#### Written exercise:
Reproduce exactly, with no pictures, each line from the opening of the material down through the line containing "74,457 75,465 77,468".

#### Data provided:
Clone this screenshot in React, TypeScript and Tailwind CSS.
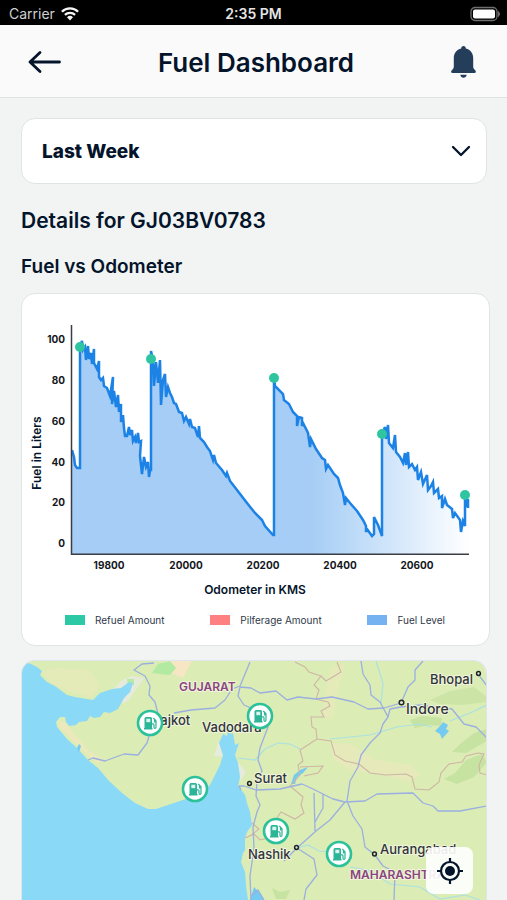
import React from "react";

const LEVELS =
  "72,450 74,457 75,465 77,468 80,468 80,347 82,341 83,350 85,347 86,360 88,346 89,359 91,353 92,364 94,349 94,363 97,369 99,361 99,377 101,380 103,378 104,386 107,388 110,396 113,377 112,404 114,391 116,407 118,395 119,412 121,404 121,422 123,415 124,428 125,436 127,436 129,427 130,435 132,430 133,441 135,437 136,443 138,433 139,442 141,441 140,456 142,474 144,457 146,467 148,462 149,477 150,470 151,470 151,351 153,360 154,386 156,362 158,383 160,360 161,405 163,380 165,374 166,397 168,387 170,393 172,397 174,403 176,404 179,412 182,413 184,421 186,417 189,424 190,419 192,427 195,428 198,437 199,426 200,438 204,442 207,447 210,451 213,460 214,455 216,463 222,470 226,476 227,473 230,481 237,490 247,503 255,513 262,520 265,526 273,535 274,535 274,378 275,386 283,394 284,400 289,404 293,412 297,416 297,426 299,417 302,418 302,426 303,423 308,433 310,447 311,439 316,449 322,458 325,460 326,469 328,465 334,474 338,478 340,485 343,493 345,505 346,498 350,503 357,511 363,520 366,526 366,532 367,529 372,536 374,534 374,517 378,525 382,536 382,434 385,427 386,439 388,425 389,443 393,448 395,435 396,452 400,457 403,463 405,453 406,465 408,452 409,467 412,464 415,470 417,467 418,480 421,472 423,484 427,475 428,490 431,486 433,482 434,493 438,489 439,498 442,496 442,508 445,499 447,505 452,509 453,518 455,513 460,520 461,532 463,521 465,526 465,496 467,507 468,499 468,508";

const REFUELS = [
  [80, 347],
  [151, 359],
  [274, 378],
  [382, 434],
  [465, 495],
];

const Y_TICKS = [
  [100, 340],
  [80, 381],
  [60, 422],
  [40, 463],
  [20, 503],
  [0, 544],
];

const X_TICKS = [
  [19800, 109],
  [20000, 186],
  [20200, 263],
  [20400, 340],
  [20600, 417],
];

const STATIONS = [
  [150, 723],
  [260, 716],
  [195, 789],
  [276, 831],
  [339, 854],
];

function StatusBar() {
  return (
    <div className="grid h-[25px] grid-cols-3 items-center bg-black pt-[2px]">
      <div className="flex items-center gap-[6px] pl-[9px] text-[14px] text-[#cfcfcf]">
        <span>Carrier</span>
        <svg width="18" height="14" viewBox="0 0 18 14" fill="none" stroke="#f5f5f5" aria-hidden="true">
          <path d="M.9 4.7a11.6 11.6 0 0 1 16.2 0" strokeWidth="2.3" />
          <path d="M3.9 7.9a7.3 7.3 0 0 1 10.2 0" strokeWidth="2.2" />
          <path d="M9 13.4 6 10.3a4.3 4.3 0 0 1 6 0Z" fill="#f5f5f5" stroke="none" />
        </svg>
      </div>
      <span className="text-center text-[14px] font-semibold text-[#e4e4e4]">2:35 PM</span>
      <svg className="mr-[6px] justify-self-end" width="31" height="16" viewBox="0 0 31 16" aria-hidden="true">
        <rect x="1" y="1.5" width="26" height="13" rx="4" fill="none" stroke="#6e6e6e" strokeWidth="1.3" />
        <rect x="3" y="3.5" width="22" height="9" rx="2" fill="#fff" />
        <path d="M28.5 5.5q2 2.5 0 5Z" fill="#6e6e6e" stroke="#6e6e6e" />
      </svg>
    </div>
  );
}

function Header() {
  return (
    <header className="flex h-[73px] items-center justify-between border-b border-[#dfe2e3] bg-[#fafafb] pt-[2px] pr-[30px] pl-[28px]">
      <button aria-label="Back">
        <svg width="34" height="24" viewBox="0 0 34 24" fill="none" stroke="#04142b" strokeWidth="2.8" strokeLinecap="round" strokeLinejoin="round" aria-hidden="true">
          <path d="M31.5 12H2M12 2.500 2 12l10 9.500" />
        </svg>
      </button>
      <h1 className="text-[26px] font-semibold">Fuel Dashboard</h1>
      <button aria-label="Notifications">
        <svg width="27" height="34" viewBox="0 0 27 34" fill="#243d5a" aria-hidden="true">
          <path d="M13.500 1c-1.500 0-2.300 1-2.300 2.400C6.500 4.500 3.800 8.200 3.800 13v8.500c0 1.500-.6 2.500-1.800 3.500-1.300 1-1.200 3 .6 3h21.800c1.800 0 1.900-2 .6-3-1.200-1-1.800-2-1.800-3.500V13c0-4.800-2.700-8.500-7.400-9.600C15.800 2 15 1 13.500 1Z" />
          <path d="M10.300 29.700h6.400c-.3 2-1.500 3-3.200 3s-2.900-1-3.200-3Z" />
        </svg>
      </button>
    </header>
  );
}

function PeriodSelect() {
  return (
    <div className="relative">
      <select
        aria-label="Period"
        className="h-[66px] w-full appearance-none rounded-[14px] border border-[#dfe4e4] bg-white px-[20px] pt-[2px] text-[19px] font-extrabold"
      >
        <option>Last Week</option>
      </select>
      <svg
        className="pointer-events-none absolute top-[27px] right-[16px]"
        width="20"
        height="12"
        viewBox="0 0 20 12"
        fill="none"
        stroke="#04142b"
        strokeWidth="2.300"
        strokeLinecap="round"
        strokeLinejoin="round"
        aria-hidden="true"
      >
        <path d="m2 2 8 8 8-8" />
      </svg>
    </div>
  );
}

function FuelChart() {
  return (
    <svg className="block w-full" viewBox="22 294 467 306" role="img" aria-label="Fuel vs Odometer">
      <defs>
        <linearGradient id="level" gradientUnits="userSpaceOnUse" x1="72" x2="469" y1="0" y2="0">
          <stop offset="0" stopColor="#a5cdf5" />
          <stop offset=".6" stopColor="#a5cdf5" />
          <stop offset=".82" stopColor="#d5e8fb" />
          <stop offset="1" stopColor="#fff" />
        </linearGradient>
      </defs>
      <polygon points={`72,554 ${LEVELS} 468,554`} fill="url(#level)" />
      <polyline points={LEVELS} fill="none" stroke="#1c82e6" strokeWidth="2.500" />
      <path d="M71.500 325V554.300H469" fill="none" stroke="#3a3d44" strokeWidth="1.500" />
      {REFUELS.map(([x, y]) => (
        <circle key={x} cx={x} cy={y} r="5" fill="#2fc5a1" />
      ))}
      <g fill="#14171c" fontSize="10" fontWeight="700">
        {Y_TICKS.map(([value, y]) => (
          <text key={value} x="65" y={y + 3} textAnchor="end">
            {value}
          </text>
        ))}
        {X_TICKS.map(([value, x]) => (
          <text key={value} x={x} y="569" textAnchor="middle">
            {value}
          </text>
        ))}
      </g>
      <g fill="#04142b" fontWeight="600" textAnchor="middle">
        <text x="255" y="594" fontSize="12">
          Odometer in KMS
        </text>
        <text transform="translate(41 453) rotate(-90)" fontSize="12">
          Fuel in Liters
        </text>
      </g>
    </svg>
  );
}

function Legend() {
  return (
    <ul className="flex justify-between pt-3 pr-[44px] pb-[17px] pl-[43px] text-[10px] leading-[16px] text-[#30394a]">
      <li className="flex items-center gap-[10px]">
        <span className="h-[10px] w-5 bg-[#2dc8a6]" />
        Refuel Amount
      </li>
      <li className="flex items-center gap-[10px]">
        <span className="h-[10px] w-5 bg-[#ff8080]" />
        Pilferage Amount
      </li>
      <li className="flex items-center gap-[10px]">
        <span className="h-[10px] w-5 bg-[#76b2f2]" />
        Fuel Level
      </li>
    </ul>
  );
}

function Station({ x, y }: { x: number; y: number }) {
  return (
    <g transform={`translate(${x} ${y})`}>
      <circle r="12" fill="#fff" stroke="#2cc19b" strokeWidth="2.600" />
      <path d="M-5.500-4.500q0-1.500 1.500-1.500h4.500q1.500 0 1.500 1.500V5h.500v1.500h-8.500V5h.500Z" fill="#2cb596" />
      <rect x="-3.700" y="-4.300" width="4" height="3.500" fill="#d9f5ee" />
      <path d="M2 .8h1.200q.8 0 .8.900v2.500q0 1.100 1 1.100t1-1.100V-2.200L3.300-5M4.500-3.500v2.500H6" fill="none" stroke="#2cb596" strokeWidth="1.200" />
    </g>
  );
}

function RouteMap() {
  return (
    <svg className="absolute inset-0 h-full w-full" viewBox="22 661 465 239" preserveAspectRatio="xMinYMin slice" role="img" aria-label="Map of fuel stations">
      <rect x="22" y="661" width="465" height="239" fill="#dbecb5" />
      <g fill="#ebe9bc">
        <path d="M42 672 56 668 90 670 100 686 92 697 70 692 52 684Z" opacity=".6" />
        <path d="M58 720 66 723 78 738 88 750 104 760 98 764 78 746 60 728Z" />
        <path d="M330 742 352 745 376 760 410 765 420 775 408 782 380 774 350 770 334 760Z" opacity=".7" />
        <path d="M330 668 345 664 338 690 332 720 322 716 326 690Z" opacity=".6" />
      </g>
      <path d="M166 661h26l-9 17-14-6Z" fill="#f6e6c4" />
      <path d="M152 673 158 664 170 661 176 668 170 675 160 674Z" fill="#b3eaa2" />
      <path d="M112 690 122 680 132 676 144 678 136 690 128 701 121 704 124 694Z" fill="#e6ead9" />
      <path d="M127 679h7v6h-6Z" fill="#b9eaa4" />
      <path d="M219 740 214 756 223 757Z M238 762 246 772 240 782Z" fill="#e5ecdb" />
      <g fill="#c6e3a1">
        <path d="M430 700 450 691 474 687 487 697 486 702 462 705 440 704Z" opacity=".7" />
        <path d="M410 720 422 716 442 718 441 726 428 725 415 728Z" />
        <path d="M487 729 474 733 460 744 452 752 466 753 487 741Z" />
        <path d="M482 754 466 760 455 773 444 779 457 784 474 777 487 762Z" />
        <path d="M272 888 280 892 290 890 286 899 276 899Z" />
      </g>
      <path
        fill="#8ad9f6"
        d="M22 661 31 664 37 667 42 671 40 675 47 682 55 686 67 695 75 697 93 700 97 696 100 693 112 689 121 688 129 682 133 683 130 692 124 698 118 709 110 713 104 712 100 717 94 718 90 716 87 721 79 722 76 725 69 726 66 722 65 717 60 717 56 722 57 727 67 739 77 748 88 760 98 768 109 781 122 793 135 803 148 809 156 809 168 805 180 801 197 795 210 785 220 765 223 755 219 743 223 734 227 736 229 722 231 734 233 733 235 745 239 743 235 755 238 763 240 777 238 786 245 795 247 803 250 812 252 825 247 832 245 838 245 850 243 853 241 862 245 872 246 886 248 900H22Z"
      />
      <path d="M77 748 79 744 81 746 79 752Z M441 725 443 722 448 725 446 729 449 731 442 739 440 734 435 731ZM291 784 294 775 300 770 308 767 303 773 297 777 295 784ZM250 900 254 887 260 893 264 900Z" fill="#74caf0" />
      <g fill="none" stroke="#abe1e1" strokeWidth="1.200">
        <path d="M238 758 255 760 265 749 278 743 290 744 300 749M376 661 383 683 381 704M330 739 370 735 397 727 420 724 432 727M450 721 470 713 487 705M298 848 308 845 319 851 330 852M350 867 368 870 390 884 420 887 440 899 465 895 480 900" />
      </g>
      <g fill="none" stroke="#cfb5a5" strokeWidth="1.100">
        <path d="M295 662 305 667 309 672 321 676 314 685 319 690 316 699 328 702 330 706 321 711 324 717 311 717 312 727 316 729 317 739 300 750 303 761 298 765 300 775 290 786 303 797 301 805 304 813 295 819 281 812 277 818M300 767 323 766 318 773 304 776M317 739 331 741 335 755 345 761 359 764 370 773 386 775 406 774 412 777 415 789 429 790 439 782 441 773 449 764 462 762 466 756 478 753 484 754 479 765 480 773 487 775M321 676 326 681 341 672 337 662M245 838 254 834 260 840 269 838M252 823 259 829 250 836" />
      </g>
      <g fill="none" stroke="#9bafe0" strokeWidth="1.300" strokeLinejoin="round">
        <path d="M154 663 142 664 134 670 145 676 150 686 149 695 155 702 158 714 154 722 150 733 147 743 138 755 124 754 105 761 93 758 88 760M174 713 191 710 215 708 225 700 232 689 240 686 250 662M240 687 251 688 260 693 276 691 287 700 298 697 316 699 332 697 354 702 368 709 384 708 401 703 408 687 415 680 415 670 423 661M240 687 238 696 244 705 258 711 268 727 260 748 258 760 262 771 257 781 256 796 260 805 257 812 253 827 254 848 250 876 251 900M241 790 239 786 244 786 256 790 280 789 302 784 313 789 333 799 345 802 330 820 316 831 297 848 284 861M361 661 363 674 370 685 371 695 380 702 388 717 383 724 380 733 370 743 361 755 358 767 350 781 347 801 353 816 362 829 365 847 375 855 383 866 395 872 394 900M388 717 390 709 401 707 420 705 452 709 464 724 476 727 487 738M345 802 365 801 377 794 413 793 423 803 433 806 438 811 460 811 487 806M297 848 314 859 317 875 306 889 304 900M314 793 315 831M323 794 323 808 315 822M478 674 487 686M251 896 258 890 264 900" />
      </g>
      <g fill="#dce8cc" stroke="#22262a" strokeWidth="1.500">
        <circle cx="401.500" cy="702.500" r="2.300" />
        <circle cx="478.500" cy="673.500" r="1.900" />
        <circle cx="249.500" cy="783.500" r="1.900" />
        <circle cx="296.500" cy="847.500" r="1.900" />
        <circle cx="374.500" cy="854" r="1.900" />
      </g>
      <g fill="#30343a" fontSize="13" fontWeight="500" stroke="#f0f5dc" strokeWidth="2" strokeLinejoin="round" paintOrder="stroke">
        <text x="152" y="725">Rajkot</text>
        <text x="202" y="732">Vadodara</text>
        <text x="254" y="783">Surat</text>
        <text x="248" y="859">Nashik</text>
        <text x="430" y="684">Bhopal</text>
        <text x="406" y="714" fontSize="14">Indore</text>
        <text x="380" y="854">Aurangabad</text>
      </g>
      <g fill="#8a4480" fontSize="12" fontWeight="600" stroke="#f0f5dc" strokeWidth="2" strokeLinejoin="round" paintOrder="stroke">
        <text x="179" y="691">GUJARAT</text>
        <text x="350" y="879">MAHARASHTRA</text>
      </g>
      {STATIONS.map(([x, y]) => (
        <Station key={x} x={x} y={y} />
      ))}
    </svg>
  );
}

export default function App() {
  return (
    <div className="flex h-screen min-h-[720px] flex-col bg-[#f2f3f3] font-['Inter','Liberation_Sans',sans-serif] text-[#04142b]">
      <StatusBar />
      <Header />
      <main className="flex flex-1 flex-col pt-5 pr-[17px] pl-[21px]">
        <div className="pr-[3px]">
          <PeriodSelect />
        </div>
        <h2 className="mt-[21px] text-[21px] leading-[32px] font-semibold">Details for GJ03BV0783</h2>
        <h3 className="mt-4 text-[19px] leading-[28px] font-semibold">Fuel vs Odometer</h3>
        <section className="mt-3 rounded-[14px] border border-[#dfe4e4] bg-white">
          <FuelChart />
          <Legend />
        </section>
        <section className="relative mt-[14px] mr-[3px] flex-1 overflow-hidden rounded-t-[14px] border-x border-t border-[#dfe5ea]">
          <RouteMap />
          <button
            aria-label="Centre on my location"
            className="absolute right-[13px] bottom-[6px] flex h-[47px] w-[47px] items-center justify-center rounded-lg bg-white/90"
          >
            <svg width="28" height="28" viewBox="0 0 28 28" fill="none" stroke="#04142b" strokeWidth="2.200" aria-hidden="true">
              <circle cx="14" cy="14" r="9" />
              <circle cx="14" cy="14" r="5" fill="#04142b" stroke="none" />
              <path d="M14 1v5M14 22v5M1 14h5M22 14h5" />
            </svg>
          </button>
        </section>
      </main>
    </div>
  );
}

#### Full solution:
Clone this screenshot in React, TypeScript and Tailwind CSS.
import React from "react";

const LEVELS =
  "72,450 74,457 75,465 77,468 80,468 80,347 82,341 83,350 85,347 86,360 88,346 89,359 91,353 92,364 94,349 94,363 97,369 99,361 99,377 101,380 103,378 104,386 107,388 110,396 113,377 112,404 114,391 116,407 118,395 119,412 121,404 121,422 123,415 124,428 125,436 127,436 129,427 130,435 132,430 133,441 135,437 136,443 138,433 139,442 141,441 140,456 142,474 144,457 146,467 148,462 149,477 150,470 151,470 151,351 153,360 154,386 156,362 158,383 160,360 161,405 163,380 165,374 166,397 168,387 170,393 172,397 174,403 176,404 179,412 182,413 184,421 186,417 189,424 190,419 192,427 195,428 198,437 199,426 200,438 204,442 207,447 210,451 213,460 214,455 216,463 222,470 226,476 227,473 230,481 237,490 247,503 255,513 262,520 265,526 273,535 274,535 274,378 275,386 283,394 284,400 289,404 293,412 297,416 297,426 299,417 302,418 302,426 303,423 308,433 310,447 311,439 316,449 322,458 325,460 326,469 328,465 334,474 338,478 340,485 343,493 345,505 346,498 350,503 357,511 363,520 366,526 366,532 367,529 372,536 374,534 374,517 378,525 382,536 382,434 385,427 386,439 388,425 389,443 393,448 395,435 396,452 400,457 403,463 405,453 406,465 408,452 409,467 412,464 415,470 417,467 418,480 421,472 423,484 427,475 428,490 431,486 433,482 434,493 438,489 439,498 442,496 442,508 445,499 447,505 452,509 453,518 455,513 460,520 461,532 463,521 465,526 465,496 467,507 468,499 468,508";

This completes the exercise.